Task instructions :: Transcribe every line exactly. Leave the pictures behind.

Given information ::
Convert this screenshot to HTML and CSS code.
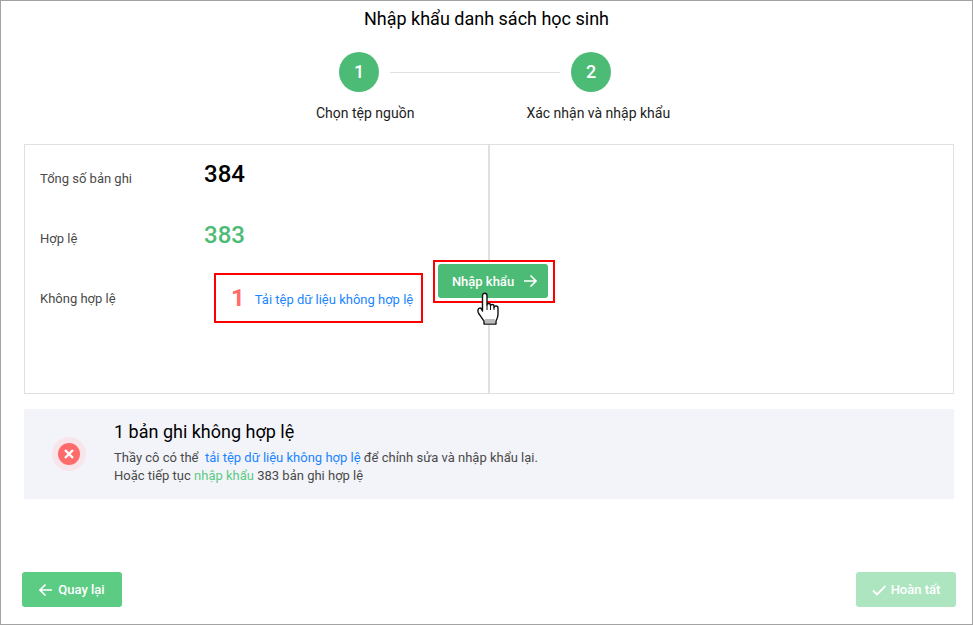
FILE: index.html
```html
<!DOCTYPE html>
<html lang="en">
<head>
    <meta charset="UTF-8">
    <title>Nhập khẩu danh sách học sinh</title>
    <link rel="stylesheet" href="styles.css">
</head>
<body>
    <div class="dialog">
        <h1 class="title">Nhập khẩu danh sách học sinh</h1>

        <!-- Steps -->
        <div class="steps">
            <div class="step-track">
                <div class="step-num">1</div>
                <div class="step-line"></div>
                <div class="step-num">2</div>
            </div>
            <div class="step-labels">
                <div class="step-label">Chọn tệp nguồn</div>
                <div class="step-label">Xác nhận và nhập khẩu</div>
            </div>
        </div>

        <!-- Result card -->
        <div class="card">
            <div class="stats">
                <div class="stat-row">
                    <div class="stat-label">Tổng số bản ghi</div>
                    <div class="stat-value">384</div>
                </div>
                <div class="stat-row">
                    <div class="stat-label">Hợp lệ</div>
                    <div class="stat-value valid">383</div>
                </div>
                <div class="stat-row">
                    <div class="stat-label">Không hợp lệ</div>
                    <div class="invalid-box">
                        <span class="stat-value invalid">1</span>
                        <a class="link" href="#">Tải tệp dữ liệu không hợp lệ</a>
                    </div>
                </div>
            </div>
            <div class="import-box">
                <button class="btn btn-import" type="button">Nhập khẩu
                    <svg class="icon" width="14" height="14" viewBox="0 0 14 14"><path d="M1 7h12M7.500 1.500L13 7l-5.500 5.500" fill="none" stroke="#fff" stroke-width="1.600"/></svg>
                </button>
            </div>
            <svg class="hand" width="24" height="34" viewBox="0 0 24 34">
                <path d="M5.500 3.500C5.500 .5 10 .5 10 3.500V13c0-2 3.500-2 3.500 0v1c0-2 3.500-2 3.500 0v1.500c0-2 4-2 4 .5v6.500c0 3-1 4.500-2 6.500v3H7v-3C5 26.500 3.500 24 1.800 21.500 .3 19.500 .8 16 3 16c1 0 2 1.500 2.500 3z" fill="#fff" stroke="#111" stroke-width="1.400" stroke-linejoin="round"/>
                <path d="M10 13v5M13.500 14v4M17 15v3" fill="none" stroke="#111" stroke-width="1"/>
                <path d="M8 27h10v4.500H8z" fill="#bbb"/>
            </svg>
        </div>

        <!-- Notice -->
        <div class="notice">
            <div class="notice-icon">
                <div class="notice-dot">
                    <svg width="12" height="12" viewBox="0 0 12 12"><path d="M2 2l8 8M10 2l-8 8" fill="none" stroke="#fff" stroke-width="2.400"/></svg>
                </div>
            </div>
            <div class="notice-text">
                <div class="notice-title">1 bản ghi không hợp lệ</div>
                <div class="notice-line">Thầy cô có thể&nbsp; <a class="link" href="#">tải tệp dữ liệu không hợp lệ</a> để chỉnh sửa và nhập khẩu lại.</div>
                <div class="notice-line">Hoặc tiếp tục <a class="link-green" href="#">nhập khẩu</a> 383 bản ghi hợp lệ</div>
            </div>
        </div>

        <!-- Footer buttons -->
        <div class="footer">
            <button class="btn btn-back" type="button">
                <svg class="icon" width="14" height="14" viewBox="0 0 14 14"><path d="M13 7H1M6.500 1.500L1 7l5.500 5.500" fill="none" stroke="#fff" stroke-width="1.600"/></svg>
                Quay lại
            </button>
            <button class="btn btn-finish" type="button">
                <svg class="icon" width="14" height="14" viewBox="0 0 14 14"><path d="M1 7.500l4 4L13.500 3" fill="none" stroke="#fff" stroke-width="1.800"/></svg>
                Hoàn tất
            </button>
        </div>
    </div>
</body>
</html>
```

FILE: styles.css
```css
/* General Styles */
html, body {
    margin: 0;
    height: 100%;
}

body {
    font-family: 'Roboto', sans-serif;
    background-color: #fff;
    color: #4a4a4a;
    overflow: hidden;
}

.dialog {
    box-sizing: border-box;
    width: 973px;
    height: 625px;
    border: 1px solid #a3a3a3;
    display: flex;
    flex-direction: column;
    padding: 0 16px 0 21px;
}

.title {
    margin: 8px 0 0;
    font-size: 18px;
    font-weight: 400;
    line-height: 19px;
    color: #000;
    text-align: center;
    padding-right: 5px;
}

/* Steps */
.steps {
    margin-top: 24px;
    height: 92px;
}

.step-track {
    display: flex;
    align-items: center;
    margin-left: 317px;
}

.step-num {
    width: 40px;
    height: 40px;
    border-radius: 50%;
    background-color: #4cbb75;
    color: #fff;
    font-size: 18px;
    font-weight: 500;
    line-height: 40px;
    text-align: center;
}

.step-line {
    width: 170px;
    height: 1px;
    margin: 0 11px;
    background-color: #e0e0e0;
}

.step-labels {
    display: flex;
    gap: 112px;
    margin: 11px 0 0 294px;
}

.step-label {
    font-size: 14px;
    line-height: 20px;
    color: #222;
    white-space: nowrap;
}

/* Result card */
.card {
    position: relative;
    height: 250px;
    box-sizing: border-box;
    margin: 0 2px;
    border: 1px solid #e0e0e0;
    display: flex;
}

.stats {
    width: 448px;
    border-right: 2px solid #e0e0e0;
    padding: 3px 0 0 15px;
}

.stat-row {
    display: flex;
    align-items: center;
    height: 60px;
}

.stat-label {
    flex: none;
    width: 164px;
    font-size: 13px;
    color: #4a4a4a;
}

.stat-value {
    font-size: 24px;
    font-weight: 500;
    color: #000;
    line-height: 60px;
}

.stat-value.valid {
    color: #4cbb75;
    margin-top: -6px;
}

.stat-row:first-child .stat-value {
    margin-top: -8px;
}

.stat-value.invalid {
    color: #ff6b6b;
    font-weight: 700;
    line-height: 28px;
}

.invalid-box {
    flex: none;
    box-sizing: border-box;
    width: 209px;
    height: 50px;
    margin-left: 10px;
    padding-left: 15px;
    border: 2px solid #f00;
    display: flex;
    align-items: center;
    gap: 10px;
}

.link {
    color: #1a85ff;
    text-decoration: none;
    font-size: 13px;
}

.invalid-box .link {
    margin-top: 3px;
}

/* Button over the divider */
.import-box {
    position: absolute;
    left: 408px;
    top: 115px;
    box-sizing: border-box;
    width: 122px;
    height: 43px;
    border: 2px solid #f00;
    padding: 2px 5px 0 3px;
    background-color: #fff;
}

.btn {
    border: none;
    border-radius: 3px;
    color: #fff;
    font-family: inherit;
    font-size: 13px;
    font-weight: 500;
    display: flex;
    align-items: center;
    justify-content: center;
    gap: 5px;
    padding: 0;
}

.btn-import {
    width: 110px;
    height: 34px;
    padding-left: 3px;
    background-color: #4cbb75;
    gap: 9px;
}

.hand {
    position: absolute;
    left: 452px;
    top: 147px;
}

/* Notice */
.notice {
    height: 90px;
    margin: 15px 2px 0;
    background-color: #f3f4f9;
    display: flex;
    align-items: center;
}

.notice-icon {
    width: 34px;
    height: 34px;
    margin-left: 28px;
    border-radius: 50%;
    background-color: #f8e5ea;
    display: flex;
    align-items: center;
    justify-content: center;
}

.notice-dot {
    width: 22px;
    height: 22px;
    border-radius: 50%;
    background-color: #ff6b6b;
    display: flex;
    align-items: center;
    justify-content: center;
}

.notice-text {
    margin-left: 28px;
}

.notice-title {
    font-size: 18px;
    font-weight: 400;
    line-height: 18px;
    color: #000;
    margin-bottom: 8px;
}

.notice-line {
    font-size: 13px;
    line-height: 18px;
    color: #4a4a4a;
}

.link-green {
    color: #5ccb84;
    text-decoration: none;
}

/* Footer */
.footer {
    display: flex;
    justify-content: space-between;
    margin-top: 73px;
}

.btn-back,
.btn-finish {
    width: 100px;
    height: 35px;
    background-color: #5ccb84;
}

.btn-finish {
    background-color: #aee5c1;
}
```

Reply ::
Convert this screenshot to HTML and CSS code.
FILE: index.html
```html
<!DOCTYPE html>
<html lang="en">
<head>
    <meta charset="UTF-8">
    <title>Nhập khẩu danh sách học sinh</title>
    <link rel="stylesheet" href="styles.css">
</head>
<body>
    <div class="dialog">
        <h1 class="title">Nhập khẩu danh sách học sinh</h1>

        <!-- Steps -->
        <div class="steps">
            <div class="step-track">
                <div class="step-num">1</div>
                <div class="step-line"></div>
                <div class="step-num">2</div>
            </div>
            <div class="step-labels">
                <div class="step-label">Chọn tệp nguồn</div>
                <div class="step-label">Xác nhận và nhập khẩu</div>
            </div>
        </div>

        <!-- Result card -->
        <div class="card">
            <div class="stats">
                <div class="stat-row">
                    <div class="stat-label">Tổng số bản ghi</div>
                    <div class="stat-value">384</div>
                </div>
                <div class="stat-row">
                    <div class="stat-label">Hợp lệ</div>
                    <div class="stat-value valid">383</div>
                </div>
                <div class="stat-row">
                    <div class="stat-label">Không hợp lệ</div>
                    <div class="invalid-box">
                        <span class="stat-value invalid">1</span>
                        <a class="link" href="#">Tải tệp dữ liệu không hợp lệ</a>
                    </div>
                </div>
            </div>
            <div class="import-box">
                <button class="btn btn-import" type="button">Nhập khẩu
                    <svg class="icon" width="14" height="14" viewBox="0 0 14 14"><path d="M1 7h12M7.500 1.500L13 7l-5.500 5.500" fill="none" stroke="#fff" stroke-width="1.600"/></svg>
                </button>
            </div>
            <svg class="hand" width="24" height="34" viewBox="0 0 24 34">
                <path d="M5.500 3.500C5.500 .5 10 .5 10 3.500V13c0-2 3.500-2 3.500 0v1c0-2 3.500-2 3.500 0v1.500c0-2 4-2 4 .5v6.500c0 3-1 4.500-2 6.500v3H7v-3C5 26.500 3.500 24 1.800 21.500 .3 19.500 .8 16 3 16c1 0 2 1.500 2.500 3z" fill="#fff" stroke="#111" stroke-width="1.400" stroke-linejoin="round"/>
                <path d="M10 13v5M13.500 14v4M17 15v3" fill="none" stroke="#111" stroke-width="1"/>
                <path d="M8 27h10v4.500H8z" fill="#bbb"/>
            </svg>
        </div>

        <!-- Notice -->
        <div class="notice">
            <div class="notice-icon">
                <div class="notice-dot">
                    <svg width="12" height="12" viewBox="0 0 12 12"><path d="M2 2l8 8M10 2l-8 8" fill="none" stroke="#fff" stroke-width="2.400"/></svg>
                </div>
            </div>
            <div class="notice-text">
                <div class="notice-title">1 bản ghi không hợp lệ</div>
                <div class="notice-line">Thầy cô có thể&nbsp; <a class="link" href="#">tải tệp dữ liệu không hợp lệ</a> để chỉnh sửa và nhập khẩu lại.</div>
                <div class="notice-line">Hoặc tiếp tục <a class="link-green" href="#">nhập khẩu</a> 383 bản ghi hợp lệ</div>
            </div>
        </div>

        <!-- Footer buttons -->
        <div class="footer">
            <button class="btn btn-back" type="button">
                <svg class="icon" width="14" height="14" viewBox="0 0 14 14"><path d="M13 7H1M6.500 1.500L1 7l5.500 5.500" fill="none" stroke="#fff" stroke-width="1.600"/></svg>
                Quay lại
            </button>
            <button class="btn btn-finish" type="button">
                <svg class="icon" width="14" height="14" viewBox="0 0 14 14"><path d="M1 7.500l4 4L13.500 3" fill="none" stroke="#fff" stroke-width="1.800"/></svg>
                Hoàn tất
            </button>
        </div>
    </div>
</body>
</html>
```

FILE: styles.css
```css
/* General Styles */
html, body {
    margin: 0;
    height: 100%;
}

body {
    font-family: 'Roboto', sans-serif;
    background-color: #fff;
    color: #4a4a4a;
    overflow: hidden;
}

.dialog {
    box-sizing: border-box;
    width: 973px;
    height: 625px;
    border: 1px solid #a3a3a3;
    display: flex;
    flex-direction: column;
    padding: 0 16px 0 21px;
}

.title {
    margin: 8px 0 0;
    font-size: 18px;
    font-weight: 400;
    line-height: 19px;
    color: #000;
    text-align: center;
    padding-right: 5px;
}

/* Steps */
.steps {
    margin-top: 24px;
    height: 92px;
}

.step-track {
    display: flex;
    align-items: center;
    margin-left: 317px;
}

.step-num {
    width: 40px;
    height: 40px;
    border-radius: 50%;
    background-color: #4cbb75;
    color: #fff;
    font-size: 18px;
    font-weight: 500;
    line-height: 40px;
    text-align: center;
}

.step-line {
    width: 170px;
    height: 1px;
    margin: 0 11px;
    background-color: #e0e0e0;
}

.step-labels {
    display: flex;
    gap: 112px;
    margin: 11px 0 0 294px;
}

.step-label {
    font-size: 14px;
    line-height: 20px;
    color: #222;
    white-space: nowrap;
}

/* Result card */
.card {
    position: relative;
    height: 250px;
    box-sizing: border-box;
    margin: 0 2px;
    border: 1px solid #e0e0e0;
    display: flex;
}

.stats {
    width: 448px;
    border-right: 2px solid #e0e0e0;
    padding: 3px 0 0 15px;
}

.stat-row {
    display: flex;
    align-items: center;
    height: 60px;
}

.stat-label {
    flex: none;
    width: 164px;
    font-size: 13px;
    color: #4a4a4a;
}

.stat-value {
    font-size: 24px;
    font-weight: 500;
    color: #000;
    line-height: 60px;
}

.stat-value.valid {
    color: #4cbb75;
    margin-top: -6px;
}

.stat-row:first-child .stat-value {
    margin-top: -8px;
}

.stat-value.invalid {
    color: #ff6b6b;
    font-weight: 700;
    line-height: 28px;
}

.invalid-box {
    flex: none;
    box-sizing: border-box;
    width: 209px;
    height: 50px;
    margin-left: 10px;
    padding-left: 15px;
    border: 2px solid #f00;
    display: flex;
    align-items: center;
    gap: 10px;
}

.link {
    color: #1a85ff;
    text-decoration: none;
    font-size: 13px;
}

.invalid-box .link {
    margin-top: 3px;
}

/* Button over the divider */
.import-box {
    position: absolute;
    left: 408px;
    top: 115px;
    box-sizing: border-box;
    width: 122px;
    height: 43px;
    border: 2px solid #f00;
    padding: 2px 5px 0 3px;
    background-color: #fff;
}

.btn {
    border: none;
    border-radius: 3px;
    color: #fff;
    font-family: inherit;
    font-size: 13px;
    font-weight: 500;
    display: flex;
    align-items: center;
    justify-content: center;
    gap: 5px;
    padding: 0;
}

.btn-import {
    width: 110px;
    height: 34px;
    padding-left: 3px;
    background-color: #4cbb75;
    gap: 9px;
}

.hand {
    position: absolute;
    left: 452px;
    top: 147px;
}

/* Notice */
.notice {
    height: 90px;
    margin: 15px 2px 0;
    background-color: #f3f4f9;
    display: flex;
    align-items: center;
}

.notice-icon {
    width: 34px;
    height: 34px;
    margin-left: 28px;
    border-radius: 50%;
    background-color: #f8e5ea;
    display: flex;
    align-items: center;
    justify-content: center;
}

.notice-dot {
    width: 22px;
    height: 22px;
    border-radius: 50%;
    background-color: #ff6b6b;
    display: flex;
    align-items: center;
    justify-content: center;
}

.notice-text {
    margin-left: 28px;
}

.notice-title {
    font-size: 18px;
    font-weight: 400;
    line-height: 18px;
    color: #000;
    margin-bottom: 8px;
}

.notice-line {
    font-size: 13px;
    line-height: 18px;
    color: #4a4a4a;
}

.link-green {
    color: #5ccb84;
    text-decoration: none;
}

/* Footer */
.footer {
    display: flex;
    justify-content: space-between;
    margin-top: 73px;
}

.btn-back,
.btn-finish {
    width: 100px;
    height: 35px;
    background-color: #5ccb84;
}

.btn-finish {
    background-color: #aee5c1;
}
```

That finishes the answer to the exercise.